## start

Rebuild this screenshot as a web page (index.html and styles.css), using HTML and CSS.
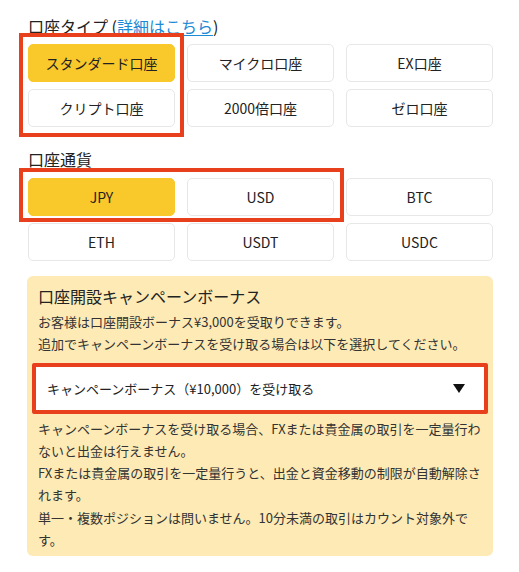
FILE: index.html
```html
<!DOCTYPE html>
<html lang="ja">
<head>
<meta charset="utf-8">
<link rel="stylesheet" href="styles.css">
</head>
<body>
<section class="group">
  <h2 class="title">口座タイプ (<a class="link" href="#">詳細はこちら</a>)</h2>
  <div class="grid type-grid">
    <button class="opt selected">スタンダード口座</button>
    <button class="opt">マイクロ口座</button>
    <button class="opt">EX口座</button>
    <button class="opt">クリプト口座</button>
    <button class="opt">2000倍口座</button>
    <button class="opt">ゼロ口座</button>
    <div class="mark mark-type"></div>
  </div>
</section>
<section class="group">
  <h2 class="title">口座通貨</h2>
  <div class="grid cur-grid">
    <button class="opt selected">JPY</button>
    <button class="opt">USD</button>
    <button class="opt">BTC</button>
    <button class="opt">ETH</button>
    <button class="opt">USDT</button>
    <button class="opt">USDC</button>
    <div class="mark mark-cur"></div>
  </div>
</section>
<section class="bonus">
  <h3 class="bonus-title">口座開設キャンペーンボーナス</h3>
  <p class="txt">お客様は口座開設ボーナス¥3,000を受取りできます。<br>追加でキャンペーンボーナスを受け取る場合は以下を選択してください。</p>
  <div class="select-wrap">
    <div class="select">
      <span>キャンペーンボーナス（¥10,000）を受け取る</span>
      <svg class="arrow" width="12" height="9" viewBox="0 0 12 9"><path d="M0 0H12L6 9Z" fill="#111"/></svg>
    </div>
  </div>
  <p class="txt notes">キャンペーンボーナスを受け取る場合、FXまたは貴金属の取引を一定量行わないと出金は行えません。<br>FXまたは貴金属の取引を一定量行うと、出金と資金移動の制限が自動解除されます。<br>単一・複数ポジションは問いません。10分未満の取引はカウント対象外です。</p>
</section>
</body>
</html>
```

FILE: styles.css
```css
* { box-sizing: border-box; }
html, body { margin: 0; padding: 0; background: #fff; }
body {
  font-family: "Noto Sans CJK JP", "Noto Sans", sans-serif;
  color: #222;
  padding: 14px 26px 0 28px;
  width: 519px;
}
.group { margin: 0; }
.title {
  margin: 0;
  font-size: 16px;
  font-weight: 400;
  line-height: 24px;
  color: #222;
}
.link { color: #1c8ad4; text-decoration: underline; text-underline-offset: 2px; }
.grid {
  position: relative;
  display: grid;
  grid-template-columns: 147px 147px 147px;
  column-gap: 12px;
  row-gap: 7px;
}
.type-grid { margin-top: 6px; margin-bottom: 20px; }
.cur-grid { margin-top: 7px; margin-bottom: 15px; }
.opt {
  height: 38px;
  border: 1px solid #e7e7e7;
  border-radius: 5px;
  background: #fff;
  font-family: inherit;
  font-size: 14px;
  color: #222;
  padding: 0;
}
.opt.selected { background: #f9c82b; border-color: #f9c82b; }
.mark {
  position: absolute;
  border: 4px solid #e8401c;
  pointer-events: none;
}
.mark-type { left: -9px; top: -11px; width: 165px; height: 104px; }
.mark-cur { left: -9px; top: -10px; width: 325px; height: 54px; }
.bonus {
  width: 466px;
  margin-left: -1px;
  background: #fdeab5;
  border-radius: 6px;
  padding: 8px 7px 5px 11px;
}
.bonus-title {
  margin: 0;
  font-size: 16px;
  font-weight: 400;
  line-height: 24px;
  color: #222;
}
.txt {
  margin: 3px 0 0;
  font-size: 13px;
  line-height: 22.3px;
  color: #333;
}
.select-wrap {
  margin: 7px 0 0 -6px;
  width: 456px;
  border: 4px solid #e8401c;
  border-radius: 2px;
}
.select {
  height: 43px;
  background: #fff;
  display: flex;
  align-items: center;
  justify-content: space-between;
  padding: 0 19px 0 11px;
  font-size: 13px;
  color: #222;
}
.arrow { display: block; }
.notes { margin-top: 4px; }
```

## end

Write the material out again exactly as it appears, dropping the pictures.

**RESULT:**
Rebuild this screenshot as a web page (index.html and styles.css), using HTML and CSS.
FILE: index.html
```html
<!DOCTYPE html>
<html lang="ja">
<head>
<meta charset="utf-8">
<link rel="stylesheet" href="styles.css">
</head>
<body>
<section class="group">
  <h2 class="title">口座タイプ (<a class="link" href="#">詳細はこちら</a>)</h2>
  <div class="grid type-grid">
    <button class="opt selected">スタンダード口座</button>
    <button class="opt">マイクロ口座</button>
    <button class="opt">EX口座</button>
    <button class="opt">クリプト口座</button>
    <button class="opt">2000倍口座</button>
    <button class="opt">ゼロ口座</button>
    <div class="mark mark-type"></div>
  </div>
</section>
<section class="group">
  <h2 class="title">口座通貨</h2>
  <div class="grid cur-grid">
    <button class="opt selected">JPY</button>
    <button class="opt">USD</button>
    <button class="opt">BTC</button>
    <button class="opt">ETH</button>
    <button class="opt">USDT</button>
    <button class="opt">USDC</button>
    <div class="mark mark-cur"></div>
  </div>
</section>
<section class="bonus">
  <h3 class="bonus-title">口座開設キャンペーンボーナス</h3>
  <p class="txt">お客様は口座開設ボーナス¥3,000を受取りできます。<br>追加でキャンペーンボーナスを受け取る場合は以下を選択してください。</p>
  <div class="select-wrap">
    <div class="select">
      <span>キャンペーンボーナス（¥10,000）を受け取る</span>
      <svg class="arrow" width="12" height="9" viewBox="0 0 12 9"><path d="M0 0H12L6 9Z" fill="#111"/></svg>
    </div>
  </div>
  <p class="txt notes">キャンペーンボーナスを受け取る場合、FXまたは貴金属の取引を一定量行わないと出金は行えません。<br>FXまたは貴金属の取引を一定量行うと、出金と資金移動の制限が自動解除されます。<br>単一・複数ポジションは問いません。10分未満の取引はカウント対象外です。</p>
</section>
</body>
</html>
```

FILE: styles.css
```css
* { box-sizing: border-box; }
html, body { margin: 0; padding: 0; background: #fff; }
body {
  font-family: "Noto Sans CJK JP", "Noto Sans", sans-serif;
  color: #222;
  padding: 14px 26px 0 28px;
  width: 519px;
}
.group { margin: 0; }
.title {
  margin: 0;
  font-size: 16px;
  font-weight: 400;
  line-height: 24px;
  color: #222;
}
.link { color: #1c8ad4; text-decoration: underline; text-underline-offset: 2px; }
.grid {
  position: relative;
  display: grid;
  grid-template-columns: 147px 147px 147px;
  column-gap: 12px;
  row-gap: 7px;
}
.type-grid { margin-top: 6px; margin-bottom: 20px; }
.cur-grid { margin-top: 7px; margin-bottom: 15px; }
.opt {
  height: 38px;
  border: 1px solid #e7e7e7;
  border-radius: 5px;
  background: #fff;
  font-family: inherit;
  font-size: 14px;
  color: #222;
  padding: 0;
}
.opt.selected { background: #f9c82b; border-color: #f9c82b; }
.mark {
  position: absolute;
  border: 4px solid #e8401c;
  pointer-events: none;
}
.mark-type { left: -9px; top: -11px; width: 165px; height: 104px; }
.mark-cur { left: -9px; top: -10px; width: 325px; height: 54px; }
.bonus {
  width: 466px;
  margin-left: -1px;
  background: #fdeab5;
  border-radius: 6px;
  padding: 8px 7px 5px 11px;
}
.bonus-title {
  margin: 0;
  font-size: 16px;
  font-weight: 400;
  line-height: 24px;
  color: #222;
}
.txt {
  margin: 3px 0 0;
  font-size: 13px;
  line-height: 22.3px;
  color: #333;
}
.select-wrap {
  margin: 7px 0 0 -6px;
  width: 456px;
  border: 4px solid #e8401c;
  border-radius: 2px;
}
.select {
  height: 43px;
  background: #fff;
  display: flex;
  align-items: center;
  justify-content: space-between;
  padding: 0 19px 0 11px;
  font-size: 13px;
  color: #222;
}
.arrow { display: block; }
.notes { margin-top: 4px; }
```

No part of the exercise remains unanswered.